Problem details | Transcribe each line of the material as it is, and drop any picture.

** Start of Source material **

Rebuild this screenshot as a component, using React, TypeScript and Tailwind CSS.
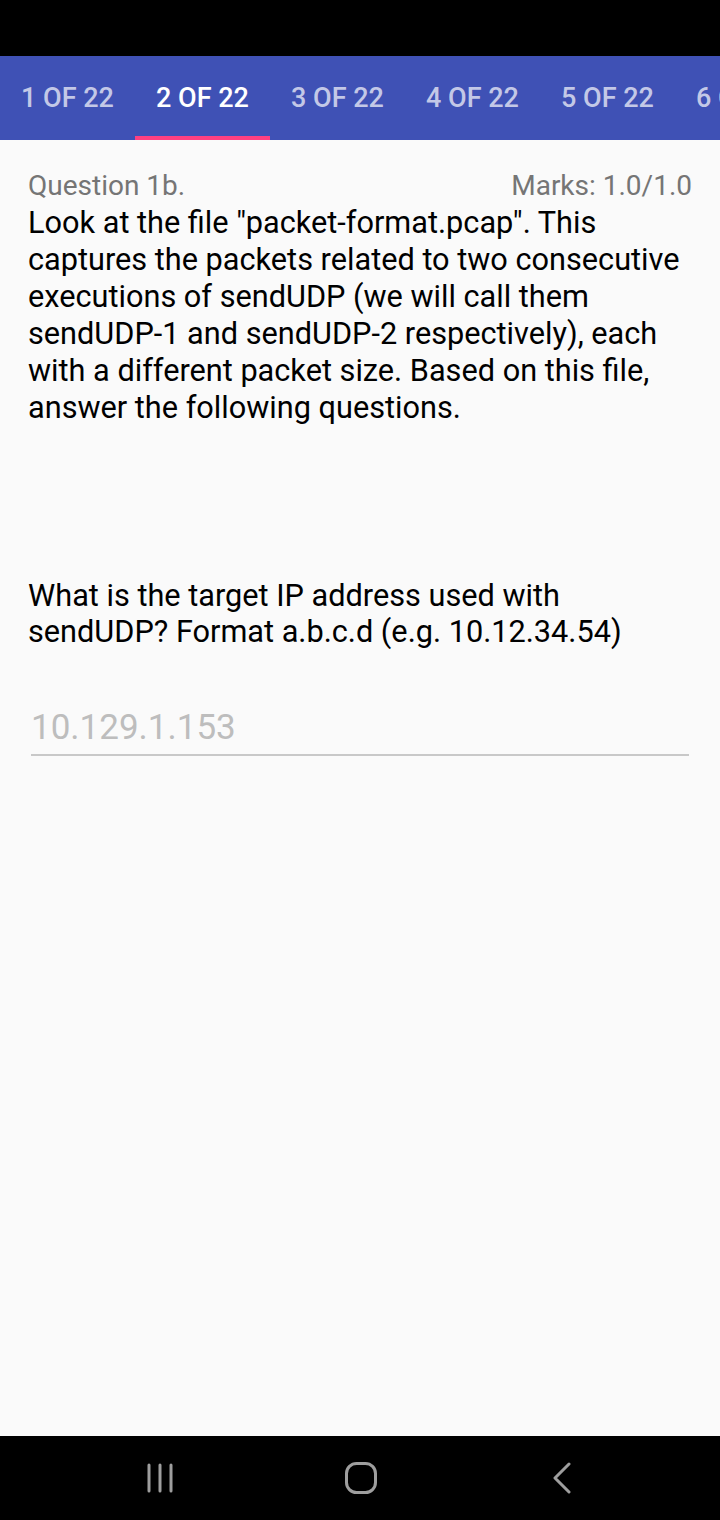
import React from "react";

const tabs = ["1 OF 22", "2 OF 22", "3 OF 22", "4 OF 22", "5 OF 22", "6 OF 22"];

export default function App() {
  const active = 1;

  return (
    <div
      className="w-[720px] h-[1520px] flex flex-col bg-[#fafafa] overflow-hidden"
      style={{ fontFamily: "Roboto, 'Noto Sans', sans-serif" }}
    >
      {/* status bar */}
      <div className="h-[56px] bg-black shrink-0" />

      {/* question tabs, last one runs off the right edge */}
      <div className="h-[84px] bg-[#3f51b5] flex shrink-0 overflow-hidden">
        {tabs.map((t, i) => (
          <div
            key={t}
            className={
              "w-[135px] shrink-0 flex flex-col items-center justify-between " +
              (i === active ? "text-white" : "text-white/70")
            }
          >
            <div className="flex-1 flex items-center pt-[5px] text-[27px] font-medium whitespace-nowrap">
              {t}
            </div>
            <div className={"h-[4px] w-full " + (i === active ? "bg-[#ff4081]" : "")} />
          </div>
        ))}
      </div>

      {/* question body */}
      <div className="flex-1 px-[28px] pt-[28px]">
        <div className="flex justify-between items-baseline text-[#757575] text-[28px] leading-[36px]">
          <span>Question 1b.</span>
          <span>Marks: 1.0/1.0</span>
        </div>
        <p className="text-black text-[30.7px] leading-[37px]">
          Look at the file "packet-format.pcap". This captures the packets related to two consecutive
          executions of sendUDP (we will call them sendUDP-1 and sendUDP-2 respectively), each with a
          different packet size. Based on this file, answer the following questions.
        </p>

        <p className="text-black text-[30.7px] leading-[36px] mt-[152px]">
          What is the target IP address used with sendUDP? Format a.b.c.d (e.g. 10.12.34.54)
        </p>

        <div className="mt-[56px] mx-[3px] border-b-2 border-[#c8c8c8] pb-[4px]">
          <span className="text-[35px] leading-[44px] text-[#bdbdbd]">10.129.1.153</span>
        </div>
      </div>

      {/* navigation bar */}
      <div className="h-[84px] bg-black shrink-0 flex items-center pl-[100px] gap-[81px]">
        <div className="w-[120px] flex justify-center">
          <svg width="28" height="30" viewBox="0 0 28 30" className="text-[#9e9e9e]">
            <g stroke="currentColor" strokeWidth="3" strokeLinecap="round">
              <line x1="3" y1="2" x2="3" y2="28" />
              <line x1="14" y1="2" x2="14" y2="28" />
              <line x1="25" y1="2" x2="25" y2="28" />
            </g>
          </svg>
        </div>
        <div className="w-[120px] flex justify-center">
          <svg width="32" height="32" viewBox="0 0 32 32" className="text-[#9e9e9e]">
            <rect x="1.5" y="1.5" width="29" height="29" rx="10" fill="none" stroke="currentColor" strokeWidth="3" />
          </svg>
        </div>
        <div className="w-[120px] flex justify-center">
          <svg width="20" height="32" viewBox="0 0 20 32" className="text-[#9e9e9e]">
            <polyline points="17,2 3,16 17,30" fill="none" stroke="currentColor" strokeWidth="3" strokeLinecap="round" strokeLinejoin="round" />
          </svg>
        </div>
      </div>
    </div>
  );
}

** End of Source material **

Response |
Rebuild this screenshot as a component, using React, TypeScript and Tailwind CSS.
import React from "react";

const tabs = ["1 OF 22", "2 OF 22", "3 OF 22", "4 OF 22", "5 OF 22", "6 OF 22"];

export default function App() {
  const active = 1;

  return (
    <div
      className="w-[720px] h-[1520px] flex flex-col bg-[#fafafa] overflow-hidden"
      style={{ fontFamily: "Roboto, 'Noto Sans', sans-serif" }}
    >
      {/* status bar */}
      <div className="h-[56px] bg-black shrink-0" />

      {/* question tabs, last one runs off the right edge */}
      <div className="h-[84px] bg-[#3f51b5] flex shrink-0 overflow-hidden">
        {tabs.map((t, i) => (
          <div
            key={t}
            className={
              "w-[135px] shrink-0 flex flex-col items-center justify-between " +
              (i === active ? "text-white" : "text-white/70")
            }
          >
            <div className="flex-1 flex items-center pt-[5px] text-[27px] font-medium whitespace-nowrap">
              {t}
            </div>
            <div className={"h-[4px] w-full " + (i === active ? "bg-[#ff4081]" : "")} />
          </div>
        ))}
      </div>

      {/* question body */}
      <div className="flex-1 px-[28px] pt-[28px]">
        <div className="flex justify-between items-baseline text-[#757575] text-[28px] leading-[36px]">
          <span>Question 1b.</span>
          <span>Marks: 1.0/1.0</span>
        </div>
        <p className="text-black text-[30.7px] leading-[37px]">
          Look at the file "packet-format.pcap". This captures the packets related to two consecutive
          executions of sendUDP (we will call them sendUDP-1 and sendUDP-2 respectively), each with a
          different packet size. Based on this file, answer the following questions.
        </p>

        <p className="text-black text-[30.7px] leading-[36px] mt-[152px]">
          What is the target IP address used with sendUDP? Format a.b.c.d (e.g. 10.12.34.54)
        </p>

        <div className="mt-[56px] mx-[3px] border-b-2 border-[#c8c8c8] pb-[4px]">
          <span className="text-[35px] leading-[44px] text-[#bdbdbd]">10.129.1.153</span>
        </div>
      </div>

      {/* navigation bar */}
      <div className="h-[84px] bg-black shrink-0 flex items-center pl-[100px] gap-[81px]">
        <div className="w-[120px] flex justify-center">
          <svg width="28" height="30" viewBox="0 0 28 30" className="text-[#9e9e9e]">
            <g stroke="currentColor" strokeWidth="3" strokeLinecap="round">
              <line x1="3" y1="2" x2="3" y2="28" />
              <line x1="14" y1="2" x2="14" y2="28" />
              <line x1="25" y1="2" x2="25" y2="28" />
            </g>
          </svg>
        </div>
        <div className="w-[120px] flex justify-center">
          <svg width="32" height="32" viewBox="0 0 32 32" className="text-[#9e9e9e]">
            <rect x="1.5" y="1.5" width="29" height="29" rx="10" fill="none" stroke="currentColor" strokeWidth="3" />
          </svg>
        </div>
        <div className="w-[120px] flex justify-center">
          <svg width="20" height="32" viewBox="0 0 20 32" className="text-[#9e9e9e]">
            <polyline points="17,2 3,16 17,30" fill="none" stroke="currentColor" strokeWidth="3" strokeLinecap="round" strokeLinejoin="round" />
          </svg>
        </div>
      </div>
    </div>
  );
}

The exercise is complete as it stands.